Scoring Criteria and Feedback
Your proposal will be evaluated on:
1. Funder Alignment (25 points)
Does the proposal clearly address the funder's stated priorities? Is positioning strategic for this specific funder? Does it reflect understanding of their previous grantmaking?
2. Program Logic and Theory of Change (20 points)
Is the program logic clear? Are the causal connections believable? Does the theory of change align with what the data shows?
3. Evidence and Data Integration (15 points)
Are claims supported by data? Is the organization's experience evident? Are statistics integrated naturally into narrative?
4. Clarity and Organization (15 points)
Is the proposal easy to follow? Does it flow logically? Are sections well-structured?
5. Authenticity and Voice (10 points)
Does the proposal sound like the actual organization? Is tone appropriate? Does it avoid generic grant language?
6. Evaluation Plan Credibility (10 points)
Is the evaluation plan realistic and aligned with outcomes? Does it demonstrate genuine measurement commitment?
7. RFP Compliance (5 points)
Are all RFP requirements met? Are page limits, format, and sections correct?
Tips for Strong Exercise Performance
Do These Things
- Spend time on RFP analysis. Rushing into writing without fully understanding requirements leads to missing critical elements.

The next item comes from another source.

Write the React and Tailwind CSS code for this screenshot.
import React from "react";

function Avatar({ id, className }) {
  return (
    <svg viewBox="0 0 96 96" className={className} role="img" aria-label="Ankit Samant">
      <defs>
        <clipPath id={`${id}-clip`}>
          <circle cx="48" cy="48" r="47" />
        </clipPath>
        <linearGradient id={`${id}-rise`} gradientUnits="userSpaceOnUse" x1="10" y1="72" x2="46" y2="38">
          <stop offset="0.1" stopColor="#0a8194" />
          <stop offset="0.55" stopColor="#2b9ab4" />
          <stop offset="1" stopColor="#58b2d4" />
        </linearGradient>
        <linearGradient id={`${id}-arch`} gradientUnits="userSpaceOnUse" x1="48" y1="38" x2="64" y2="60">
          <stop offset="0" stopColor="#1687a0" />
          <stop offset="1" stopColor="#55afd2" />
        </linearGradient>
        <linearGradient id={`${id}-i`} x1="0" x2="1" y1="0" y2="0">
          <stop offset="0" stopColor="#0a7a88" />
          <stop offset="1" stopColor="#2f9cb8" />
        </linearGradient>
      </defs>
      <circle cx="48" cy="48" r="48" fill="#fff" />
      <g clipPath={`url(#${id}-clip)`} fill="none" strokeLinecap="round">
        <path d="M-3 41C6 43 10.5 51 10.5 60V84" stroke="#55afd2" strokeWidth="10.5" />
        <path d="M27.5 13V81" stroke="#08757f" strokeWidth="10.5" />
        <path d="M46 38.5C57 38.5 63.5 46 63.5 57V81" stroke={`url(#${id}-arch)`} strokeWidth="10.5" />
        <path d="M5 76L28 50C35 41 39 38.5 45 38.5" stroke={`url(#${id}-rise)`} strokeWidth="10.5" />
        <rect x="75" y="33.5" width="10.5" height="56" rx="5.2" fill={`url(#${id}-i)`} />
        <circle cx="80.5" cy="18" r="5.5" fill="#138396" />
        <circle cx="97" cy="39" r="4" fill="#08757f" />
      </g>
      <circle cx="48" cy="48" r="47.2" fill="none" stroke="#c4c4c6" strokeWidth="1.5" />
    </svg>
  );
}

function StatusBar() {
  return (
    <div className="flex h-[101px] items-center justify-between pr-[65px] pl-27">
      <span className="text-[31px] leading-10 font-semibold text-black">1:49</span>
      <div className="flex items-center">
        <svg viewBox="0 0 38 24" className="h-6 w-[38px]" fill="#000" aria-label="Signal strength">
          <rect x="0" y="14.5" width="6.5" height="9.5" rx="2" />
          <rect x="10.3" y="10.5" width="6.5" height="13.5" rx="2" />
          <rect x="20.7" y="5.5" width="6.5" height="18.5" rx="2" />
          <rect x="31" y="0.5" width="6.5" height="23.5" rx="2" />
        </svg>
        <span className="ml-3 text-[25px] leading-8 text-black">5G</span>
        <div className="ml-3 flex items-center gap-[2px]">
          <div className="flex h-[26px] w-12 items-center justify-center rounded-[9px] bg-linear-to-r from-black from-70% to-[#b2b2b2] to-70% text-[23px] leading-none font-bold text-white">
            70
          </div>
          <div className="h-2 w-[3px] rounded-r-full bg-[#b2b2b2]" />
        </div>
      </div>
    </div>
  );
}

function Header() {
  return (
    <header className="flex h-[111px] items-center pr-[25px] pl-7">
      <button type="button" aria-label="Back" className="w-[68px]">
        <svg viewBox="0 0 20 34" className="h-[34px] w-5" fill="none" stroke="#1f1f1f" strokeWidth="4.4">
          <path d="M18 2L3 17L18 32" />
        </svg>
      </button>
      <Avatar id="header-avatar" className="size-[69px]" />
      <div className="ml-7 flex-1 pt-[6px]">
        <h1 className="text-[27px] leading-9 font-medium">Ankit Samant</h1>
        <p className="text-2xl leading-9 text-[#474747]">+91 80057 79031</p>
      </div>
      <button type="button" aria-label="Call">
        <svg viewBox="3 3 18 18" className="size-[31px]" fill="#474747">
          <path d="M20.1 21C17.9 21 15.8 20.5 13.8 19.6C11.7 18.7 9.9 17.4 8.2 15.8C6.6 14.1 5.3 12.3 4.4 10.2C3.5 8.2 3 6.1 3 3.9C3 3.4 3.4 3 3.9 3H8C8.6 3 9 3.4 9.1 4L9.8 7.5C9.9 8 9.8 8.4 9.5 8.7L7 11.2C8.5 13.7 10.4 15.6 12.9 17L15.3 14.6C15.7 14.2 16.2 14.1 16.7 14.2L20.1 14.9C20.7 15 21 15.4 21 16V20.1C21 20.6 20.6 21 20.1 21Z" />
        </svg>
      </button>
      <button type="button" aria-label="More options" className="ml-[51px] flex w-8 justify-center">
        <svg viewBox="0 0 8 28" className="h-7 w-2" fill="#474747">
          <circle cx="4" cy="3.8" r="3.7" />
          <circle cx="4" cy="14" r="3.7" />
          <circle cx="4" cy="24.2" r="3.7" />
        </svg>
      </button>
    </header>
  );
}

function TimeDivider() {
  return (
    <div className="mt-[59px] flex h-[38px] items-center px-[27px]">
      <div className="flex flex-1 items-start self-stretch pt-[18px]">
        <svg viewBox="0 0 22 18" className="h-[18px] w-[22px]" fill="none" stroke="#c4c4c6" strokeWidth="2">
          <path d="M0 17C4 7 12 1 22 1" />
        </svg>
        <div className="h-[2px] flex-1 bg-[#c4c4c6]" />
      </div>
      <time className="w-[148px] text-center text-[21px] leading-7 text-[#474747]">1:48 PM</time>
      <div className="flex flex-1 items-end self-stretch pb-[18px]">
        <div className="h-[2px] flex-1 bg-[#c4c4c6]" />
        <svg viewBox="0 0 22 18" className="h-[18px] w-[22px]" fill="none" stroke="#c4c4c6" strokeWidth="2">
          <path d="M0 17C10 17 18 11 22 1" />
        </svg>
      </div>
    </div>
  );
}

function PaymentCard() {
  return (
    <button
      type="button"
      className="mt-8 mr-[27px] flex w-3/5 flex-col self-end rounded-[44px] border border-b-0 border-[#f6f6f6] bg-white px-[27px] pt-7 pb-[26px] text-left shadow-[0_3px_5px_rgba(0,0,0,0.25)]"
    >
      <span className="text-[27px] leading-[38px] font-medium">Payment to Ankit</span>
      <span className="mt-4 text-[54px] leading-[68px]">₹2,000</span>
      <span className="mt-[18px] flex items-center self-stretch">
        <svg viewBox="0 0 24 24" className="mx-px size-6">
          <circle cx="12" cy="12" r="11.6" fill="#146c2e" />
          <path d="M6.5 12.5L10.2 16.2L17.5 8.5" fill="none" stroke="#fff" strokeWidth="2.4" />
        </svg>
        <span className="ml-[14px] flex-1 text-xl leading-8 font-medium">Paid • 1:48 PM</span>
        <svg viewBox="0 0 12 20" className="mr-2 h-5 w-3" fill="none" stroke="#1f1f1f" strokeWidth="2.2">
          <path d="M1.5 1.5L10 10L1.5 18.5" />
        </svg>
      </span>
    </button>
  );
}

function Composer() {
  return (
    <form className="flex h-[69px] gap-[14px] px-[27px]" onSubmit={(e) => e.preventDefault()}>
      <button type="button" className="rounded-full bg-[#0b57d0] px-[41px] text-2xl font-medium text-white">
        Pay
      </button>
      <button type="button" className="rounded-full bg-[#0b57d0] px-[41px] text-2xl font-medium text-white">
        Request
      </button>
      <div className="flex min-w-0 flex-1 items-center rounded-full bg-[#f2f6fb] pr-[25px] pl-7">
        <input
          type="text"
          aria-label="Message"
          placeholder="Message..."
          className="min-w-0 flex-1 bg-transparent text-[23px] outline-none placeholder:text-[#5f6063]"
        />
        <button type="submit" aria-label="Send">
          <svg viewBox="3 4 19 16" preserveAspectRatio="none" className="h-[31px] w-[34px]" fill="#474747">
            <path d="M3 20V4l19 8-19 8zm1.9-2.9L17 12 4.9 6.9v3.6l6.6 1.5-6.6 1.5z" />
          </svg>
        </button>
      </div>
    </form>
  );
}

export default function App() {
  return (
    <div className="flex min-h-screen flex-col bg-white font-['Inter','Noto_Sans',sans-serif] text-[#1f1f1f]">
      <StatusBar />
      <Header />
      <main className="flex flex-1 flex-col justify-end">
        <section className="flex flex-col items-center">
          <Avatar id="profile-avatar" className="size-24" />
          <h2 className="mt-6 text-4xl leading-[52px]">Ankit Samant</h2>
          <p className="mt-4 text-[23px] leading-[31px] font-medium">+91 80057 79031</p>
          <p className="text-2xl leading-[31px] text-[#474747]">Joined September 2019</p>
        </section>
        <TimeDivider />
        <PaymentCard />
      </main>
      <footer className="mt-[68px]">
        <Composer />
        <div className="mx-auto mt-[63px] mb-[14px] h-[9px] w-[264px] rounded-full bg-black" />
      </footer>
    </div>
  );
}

- Use AI strategically. AI is a tool to accelerate your strategic thinking, not replace it. Provide detailed prompts reflecting your analysis.
- Integrate data throughout. Weak proposals present data separately; strong proposals weave data naturally into narrative argument.

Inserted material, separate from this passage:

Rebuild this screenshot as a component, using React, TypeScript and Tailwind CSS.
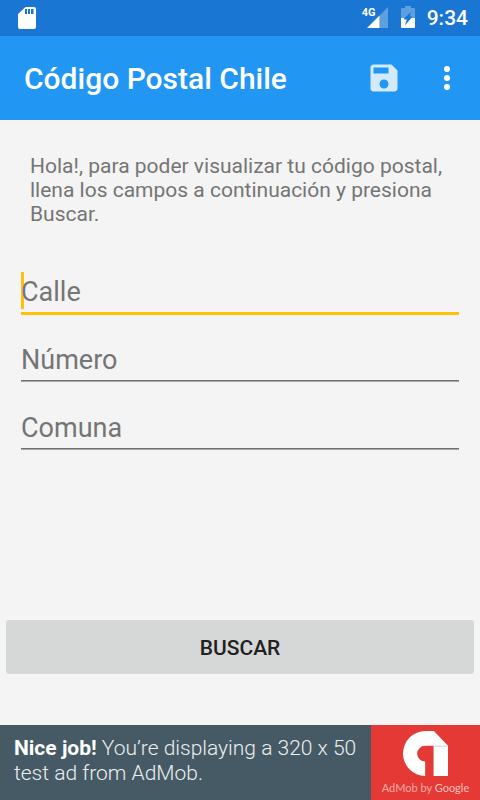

- Verify every claim. Before submitting, check that every factual statement is accurate based on provided materials.
- Read the proposal aloud. This catches flow problems and generic language you might miss reading silently.
Avoid These Mistakes
- Generic language: Phrases like "we are committed," "in today's environment," generic impact language
- Unsupported claims: Saying the program is "effective" without providing evidence
- RFP non-compliance: Missing required sections, exceeding page limits, wrong format
- Poor organization: Rambling sections that don't have clear structure or logical flow
- Disconnected evaluation: Evaluation plan that doesn't align with promised outcomes
- Artificial voice: Adopting generic grant writing voice instead of organization's authentic communication
Exercise Instructions
You'll receive specific exercise materials when you're ready to begin. The exercise is self-paced within the 90-minute window. You can use all course materials, your notes, AI tools, and the provided research materials. You cannot access external sources beyond what's provided. Complete the proposal and submit through the course platform. You'll receive detailed feedback within 3 business days.
After the Exercise: Feedback and Learning
Feedback You'll Receive
Your submitted proposal will be reviewed and scored across the seven criteria. You'll receive:
- Numerical score in each category
- Overall competitiveness assessment (how this proposal would likely fare against real proposals for this funder)
- Specific written feedback on strengths and areas for development
- Concrete suggestions for improvement
- Comparison to benchmark proposals (examples of strong proposals for this type of funder)
Learning from Feedback
Use feedback to understand your proposal strengths and development areas:
- If you scored high on "Funder Alignment," you're good at strategic research and positioning. Build on this.
- If you scored lower on "Authenticity and Voice," focus on developing your organizational voice and avoiding generic language.
- If you scored lower on "Evaluation Plan," study the benchmark proposals to see how strong evaluation plans look.
- Use feedback to guide continued practice. Do another exercise focusing on your development area.
The Path Forward: From Exercise to Practice
This exercise applies what you've learned. The proposals you write in your actual work will benefit from this practice. Key takeaways:
- Strategic thinking matters most. RFP analysis, funder research, and positioning strategy drive proposal quality more than perfect writing.
- AI accelerates but doesn't replace. Use AI for drafting and refinement, but bring human judgment to strategy and quality control.
- Time management is critical. In 90 minutes or in real work, efficient analysis and systematic drafting matter.
- Authenticity wins. Proposals that sound like the organization and reflect genuine experience outperform generic grant writing.
- Data is persuasive. Proposals backed by real program data are more credible than those relying on claims alone.
Continuing Your Grant Writing Development
This course provides foundation in AI-enhanced grant research and writing. Continued development comes through:
- Practice: Apply these skills to real grant proposals in your organization
- Feedback: Seek critique from experienced grant writers or colleagues
- Learning: Study successful proposals and understand what makes them work
- Reflection: After each grant outcome (funded or not), reflect on what worked and what to improve
- Specialization: As you develop expertise in specific funder types, deepen that knowledge
Grant writing is a learnable skill. The more you practice using systematic approaches and reflecting on results, the better you become. The skills you've developed in Level 2 provide a strong foundation for becoming an excellent grant writer.
Key Takeaway
This exercise simulates real grant writing conditions and helps you apply course concepts. Performance on the exercise reflects your current skill level; your continued practice and reflection will accelerate improvement. Great grant writers are made through disciplined practice, strategic thinking, and commitment to continuous improvement.
Congratulations!
You've completed Level 2 of the CAGP Grant Writing Course. You've mastered AI-powered prospect research, systematic funding strategy, and human-AI collaboration for proposal writing. You're now equipped to conduct sophisticated grant research, develop strategic 12-month funding plans, and write compelling, funder-aligned proposals. Use these skills to advance your organization's mission and impact.